MATERIAL SUPPLIED =>
↓

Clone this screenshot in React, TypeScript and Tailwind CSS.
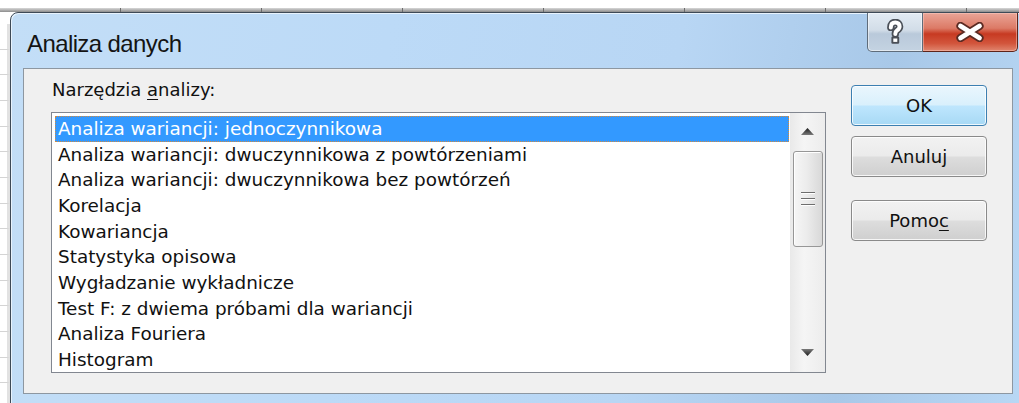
const tools = [
  'Analiza wariancji: jednoczynnikowa',
  'Analiza wariancji: dwuczynnikowa z powtórzeniami',
  'Analiza wariancji: dwuczynnikowa bez powtórzeń',
  'Korelacja',
  'Kowariancja',
  'Statystyka opisowa',
  'Wygładzanie wykładnicze',
  'Test F: z dwiema próbami dla wariancji',
  'Analiza Fouriera',
  'Histogram',
];

function HelpGlyph() {
  const d = 'M4.8 8.4C4.8 5 6.8 3.4 9.3 3.4C12 3.4 13.6 5.1 13.6 7.4C13.6 9.6 12.2 10.6 10.8 11.6C9.7 12.4 9.3 13.2 9.3 15';
  return (
    <svg width="19" height="27" viewBox="0 0 19 27">
      <path d={d} fill="none" stroke="#4a4f57" strokeWidth="7.4" strokeLinecap="round" strokeLinejoin="round" />
      <rect x="5.4" y="17.6" width="7.8" height="7.2" rx="1.2" fill="#4a4f57" />
      <path d={d} fill="none" stroke="#ffffff" strokeWidth="4" strokeLinecap="round" strokeLinejoin="round" />
      <rect x="7.3" y="19.5" width="4" height="3.4" fill="#ffffff" />
    </svg>
  );
}

function CloseGlyph() {
  const d = 'M5.5 4L24.5 16M24.5 4L5.5 16';
  return (
    <svg width="30" height="20" viewBox="0 0 30 20">
      <path d={d} stroke="#5a2a22" strokeWidth="8.2" strokeLinecap="round" />
      <path d={d} stroke="#ffffff" strokeWidth="4.8" strokeLinecap="round" />
    </svg>
  );
}

function Arrow({ down }: { down?: boolean }) {
  return (
    <svg width="13" height="7" viewBox="0 0 13 7" className={down ? 'rotate-180' : ''}>
      <defs>
        <linearGradient id={down ? 'arr-d' : 'arr-u'} x1="0" y1="0" x2="0" y2="1">
          <stop offset="0" stopColor="#1c1c1c" />
          <stop offset="1" stopColor="#7a7a7a" />
        </linearGradient>
      </defs>
      <path d="M6.5 0L13 7H0Z" fill={`url(#${down ? 'arr-d' : 'arr-u'})`} />
    </svg>
  );
}

function DialogButton({ children, primary }: { children: React.ReactNode; primary?: boolean }) {
  return (
    <button
      className={`w-[136px] h-[41px] rounded-[4px] border text-[18px] text-[#111] shadow-[inset_0_0_0_1px_rgba(255,255,255,0.8)] ${
        primary
          ? 'border-[#3c7fb1] bg-[linear-gradient(#eaf6fd_0%,#d9f0fc_48%,#bee6fd_52%,#a7d9f5_100%)]'
          : 'border-[#8a8a8a] bg-[linear-gradient(#f2f2f2_0%,#ebebeb_48%,#dddddd_52%,#cfcfcf_100%)]'
      }`}
    >
      {children}
    </button>
  );
}

export default function App() {
  return (
    <div className="w-[1019px] h-[403px] overflow-hidden bg-white flex flex-col font-['DejaVu_Sans',sans-serif]">
      {/* sheet column header edge behind the dialog */}
      <div className="h-[8px] flex-none bg-white" />
      <div className="h-[4px] flex-none flex bg-[linear-gradient(#d8d8d8,#8c8c8c)]">
        <div className="w-[121px] flex-none border-r border-[#6a6a6a]" />
        {[0, 1, 2, 3, 4, 5, 6].map((i) => (
          <div key={i} className="w-[141px] flex-none border-r border-[#6a6a6a]" />
        ))}
      </div>

      <div className="flex flex-1 min-h-0">
        {/* sheet gridlines left of the dialog */}
        <div className="w-[10px] flex-none flex flex-col pt-[12px] overflow-hidden">
          {Array.from({ length: 16 }).map((_, i) => (
            <div key={i} className="h-[25.67px] flex-none border-b border-[#d4d4d4] border-r-[3px] border-r-[#e2e2e2]" />
          ))}
        </div>

        <div className="w-[1020px] h-[400px] flex-none flex flex-col rounded-tl-[8px] border border-[#3e4a57] shadow-[inset_1px_1px_0_#e8f3fd] bg-[linear-gradient(100deg,#c3def7_0%,#bcdaf7_35%,#b8d6f4_62%,#a8c8e8_82%,#b9d8f5_100%)]">
          {/* title bar */}
          <div className="h-[55px] flex-none flex justify-between">
            <div className="pl-[16px] pt-[17px] text-[24px] leading-[28px] tracking-[-0.6px] text-[#141414] font-['Liberation_Sans',Arial,sans-serif]">
              Analiza danych
            </div>
            <div className="flex mr-[11px] h-[39px]">
              <div className="w-[56px] flex items-center justify-center rounded-bl-[5px] border border-t-0 border-[#5f6c7a] bg-[linear-gradient(#e3ebf3_0%,#d2dde8_45%,#b9c9da_55%,#c4d3e2_100%)] shadow-[inset_0_0_0_1px_rgba(255,255,255,0.5)]">
                <HelpGlyph />
              </div>
              <div className="w-[95px] flex items-center justify-center rounded-br-[5px] border border-t-0 border-l-0 border-[#5e2319] bg-[linear-gradient(#eaa597_0%,#dc7a66_40%,#c73a22_55%,#d2553c_80%,#e0866f_100%)] shadow-[inset_0_0_0_1px_rgba(255,210,200,0.45)]">
                <CloseGlyph />
              </div>
            </div>
          </div>

          {/* client area */}
          <div className="ml-[12px] w-[990px] h-[326px] flex-none flex bg-[#f0f0f0] border border-[#8d97a1]">
            <div className="ml-[27px] pt-[10px] flex flex-col">
              <div className="pl-[1px] text-[18px] leading-[22px] text-[#111]">
                Narzędzia <span className="underline underline-offset-[3px]">a</span>nalizy:
              </div>

              <div className="mt-[11px] w-[775px] h-[261px] flex border border-[#828790] bg-white">
                <div className="flex-1 pl-[3px] pt-[3px] pr-[1px] text-[18.4px] leading-[25.67px] text-[#111]">
                  {tools.map((t, i) => (
                    <div
                      key={t}
                      className={
                        i === 0
                          ? 'h-[25.67px] pl-[2px] bg-[#3399ff] text-white border border-dotted border-[#d08a40] leading-[23.67px]'
                          : 'h-[25.67px] pl-[3px] whitespace-nowrap'
                      }
                    >
                      {t}
                    </div>
                  ))}
                </div>

                {/* vertical scrollbar */}
                <div className="w-[35px] flex-none flex flex-col items-center bg-[linear-gradient(90deg,#e9e9e9,#f5f5f5_40%,#ececec)]">
                  <div className="h-[38px] flex-none flex items-center justify-center pb-[1px]">
                    <Arrow />
                  </div>
                  <div className="w-[30px] h-[96px] flex-none flex flex-col items-center justify-center gap-[4px] rounded-[3px] border border-[#979797] bg-[linear-gradient(90deg,#f6f6f6_0%,#ececec_45%,#d8d8d8_100%)] shadow-[inset_1px_1px_0_#ffffff]">
                    <div className="w-[14px] h-[2px] bg-[#6e6e6e] border-b border-white" />
                    <div className="w-[14px] h-[2px] bg-[#6e6e6e] border-b border-white" />
                    <div className="w-[14px] h-[2px] bg-[#6e6e6e] border-b border-white" />
                  </div>
                  <div className="flex-1" />
                  <div className="h-[36px] flex-none flex items-center justify-center pb-[4px]">
                    <Arrow down />
                  </div>
                </div>
              </div>
            </div>

            <div className="ml-[25px] pt-[16px] flex flex-col">
              <DialogButton primary>OK</DialogButton>
              <div className="mt-[10px]">
                <DialogButton>Anuluj</DialogButton>
              </div>
              <div className="mt-[23px]">
                <DialogButton>
                  Pomo<span className="underline underline-offset-[3px]">c</span>
                </DialogButton>
              </div>
            </div>
          </div>
        </div>
      </div>
    </div>
  );
}
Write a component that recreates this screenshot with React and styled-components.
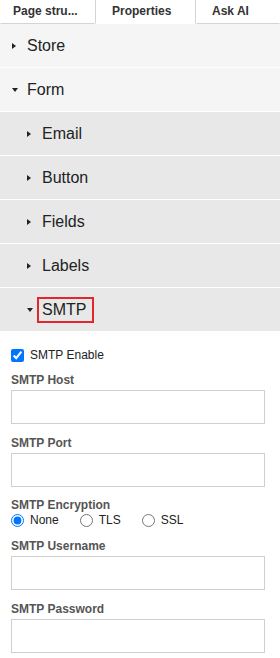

↑

TASK TO CARRY OUT =>
Print out the whole of the material word for word, without pictures.

FINISHED TASK =>
Clone this screenshot in React, TypeScript and Tailwind CSS.
const tools = [
  'Analiza wariancji: jednoczynnikowa',
  'Analiza wariancji: dwuczynnikowa z powtórzeniami',
  'Analiza wariancji: dwuczynnikowa bez powtórzeń',
  'Korelacja',
  'Kowariancja',
  'Statystyka opisowa',
  'Wygładzanie wykładnicze',
  'Test F: z dwiema próbami dla wariancji',
  'Analiza Fouriera',
  'Histogram',
];

function HelpGlyph() {
  const d = 'M4.8 8.4C4.8 5 6.8 3.4 9.3 3.4C12 3.4 13.6 5.1 13.6 7.4C13.6 9.6 12.2 10.6 10.8 11.6C9.7 12.4 9.3 13.2 9.3 15';
  return (
    <svg width="19" height="27" viewBox="0 0 19 27">
      <path d={d} fill="none" stroke="#4a4f57" strokeWidth="7.4" strokeLinecap="round" strokeLinejoin="round" />
      <rect x="5.4" y="17.6" width="7.8" height="7.2" rx="1.2" fill="#4a4f57" />
      <path d={d} fill="none" stroke="#ffffff" strokeWidth="4" strokeLinecap="round" strokeLinejoin="round" />
      <rect x="7.3" y="19.5" width="4" height="3.4" fill="#ffffff" />
    </svg>
  );
}

function CloseGlyph() {
  const d = 'M5.5 4L24.5 16M24.5 4L5.5 16';
  return (
    <svg width="30" height="20" viewBox="0 0 30 20">
      <path d={d} stroke="#5a2a22" strokeWidth="8.2" strokeLinecap="round" />
      <path d={d} stroke="#ffffff" strokeWidth="4.8" strokeLinecap="round" />
    </svg>
  );
}

function Arrow({ down }: { down?: boolean }) {
  return (
    <svg width="13" height="7" viewBox="0 0 13 7" className={down ? 'rotate-180' : ''}>
      <defs>
        <linearGradient id={down ? 'arr-d' : 'arr-u'} x1="0" y1="0" x2="0" y2="1">
          <stop offset="0" stopColor="#1c1c1c" />
          <stop offset="1" stopColor="#7a7a7a" />
        </linearGradient>
      </defs>
      <path d="M6.5 0L13 7H0Z" fill={`url(#${down ? 'arr-d' : 'arr-u'})`} />
    </svg>
  );
}

function DialogButton({ children, primary }: { children: React.ReactNode; primary?: boolean }) {
  return (
    <button
      className={`w-[136px] h-[41px] rounded-[4px] border text-[18px] text-[#111] shadow-[inset_0_0_0_1px_rgba(255,255,255,0.8)] ${
        primary
          ? 'border-[#3c7fb1] bg-[linear-gradient(#eaf6fd_0%,#d9f0fc_48%,#bee6fd_52%,#a7d9f5_100%)]'
          : 'border-[#8a8a8a] bg-[linear-gradient(#f2f2f2_0%,#ebebeb_48%,#dddddd_52%,#cfcfcf_100%)]'
      }`}
    >
      {children}
    </button>
  );
}

export default function App() {
  return (
    <div className="w-[1019px] h-[403px] overflow-hidden bg-white flex flex-col font-['DejaVu_Sans',sans-serif]">
      {/* sheet column header edge behind the dialog */}
      <div className="h-[8px] flex-none bg-white" />
      <div className="h-[4px] flex-none flex bg-[linear-gradient(#d8d8d8,#8c8c8c)]">
        <div className="w-[121px] flex-none border-r border-[#6a6a6a]" />
        {[0, 1, 2, 3, 4, 5, 6].map((i) => (
          <div key={i} className="w-[141px] flex-none border-r border-[#6a6a6a]" />
        ))}
      </div>

      <div className="flex flex-1 min-h-0">
        {/* sheet gridlines left of the dialog */}
        <div className="w-[10px] flex-none flex flex-col pt-[12px] overflow-hidden">
          {Array.from({ length: 16 }).map((_, i) => (
            <div key={i} className="h-[25.67px] flex-none border-b border-[#d4d4d4] border-r-[3px] border-r-[#e2e2e2]" />
          ))}
        </div>

        <div className="w-[1020px] h-[400px] flex-none flex flex-col rounded-tl-[8px] border border-[#3e4a57] shadow-[inset_1px_1px_0_#e8f3fd] bg-[linear-gradient(100deg,#c3def7_0%,#bcdaf7_35%,#b8d6f4_62%,#a8c8e8_82%,#b9d8f5_100%)]">
          {/* title bar */}
          <div className="h-[55px] flex-none flex justify-between">
            <div className="pl-[16px] pt-[17px] text-[24px] leading-[28px] tracking-[-0.6px] text-[#141414] font-['Liberation_Sans',Arial,sans-serif]">
              Analiza danych
            </div>
            <div className="flex mr-[11px] h-[39px]">
              <div className="w-[56px] flex items-center justify-center rounded-bl-[5px] border border-t-0 border-[#5f6c7a] bg-[linear-gradient(#e3ebf3_0%,#d2dde8_45%,#b9c9da_55%,#c4d3e2_100%)] shadow-[inset_0_0_0_1px_rgba(255,255,255,0.5)]">
                <HelpGlyph />
              </div>
              <div className="w-[95px] flex items-center justify-center rounded-br-[5px] border border-t-0 border-l-0 border-[#5e2319] bg-[linear-gradient(#eaa597_0%,#dc7a66_40%,#c73a22_55%,#d2553c_80%,#e0866f_100%)] shadow-[inset_0_0_0_1px_rgba(255,210,200,0.45)]">
                <CloseGlyph />
              </div>
            </div>
          </div>

          {/* client area */}
          <div className="ml-[12px] w-[990px] h-[326px] flex-none flex bg-[#f0f0f0] border border-[#8d97a1]">
            <div className="ml-[27px] pt-[10px] flex flex-col">
              <div className="pl-[1px] text-[18px] leading-[22px] text-[#111]">
                Narzędzia <span className="underline underline-offset-[3px]">a</span>nalizy:
              </div>

              <div className="mt-[11px] w-[775px] h-[261px] flex border border-[#828790] bg-white">
                <div className="flex-1 pl-[3px] pt-[3px] pr-[1px] text-[18.4px] leading-[25.67px] text-[#111]">
                  {tools.map((t, i) => (
                    <div
                      key={t}
                      className={
                        i === 0
                          ? 'h-[25.67px] pl-[2px] bg-[#3399ff] text-white border border-dotted border-[#d08a40] leading-[23.67px]'
                          : 'h-[25.67px] pl-[3px] whitespace-nowrap'
                      }
                    >
                      {t}
                    </div>
                  ))}
                </div>

                {/* vertical scrollbar */}
                <div className="w-[35px] flex-none flex flex-col items-center bg-[linear-gradient(90deg,#e9e9e9,#f5f5f5_40%,#ececec)]">
                  <div className="h-[38px] flex-none flex items-center justify-center pb-[1px]">
                    <Arrow />
                  </div>
                  <div className="w-[30px] h-[96px] flex-none flex flex-col items-center justify-center gap-[4px] rounded-[3px] border border-[#979797] bg-[linear-gradient(90deg,#f6f6f6_0%,#ececec_45%,#d8d8d8_100%)] shadow-[inset_1px_1px_0_#ffffff]">
                    <div className="w-[14px] h-[2px] bg-[#6e6e6e] border-b border-white" />
                    <div className="w-[14px] h-[2px] bg-[#6e6e6e] border-b border-white" />
                    <div className="w-[14px] h-[2px] bg-[#6e6e6e] border-b border-white" />
                  </div>
                  <div className="flex-1" />
                  <div className="h-[36px] flex-none flex items-center justify-center pb-[4px]">
                    <Arrow down />
                  </div>
                </div>
              </div>
            </div>

            <div className="ml-[25px] pt-[16px] flex flex-col">
              <DialogButton primary>OK</DialogButton>
              <div className="mt-[10px]">
                <DialogButton>Anuluj</DialogButton>
              </div>
              <div className="mt-[23px]">
                <DialogButton>
                  Pomo<span className="underline underline-offset-[3px]">c</span>
                </DialogButton>
              </div>
            </div>
          </div>
        </div>
      </div>
    </div>
  );
}
Write a component that recreates this screenshot with React and styled-components.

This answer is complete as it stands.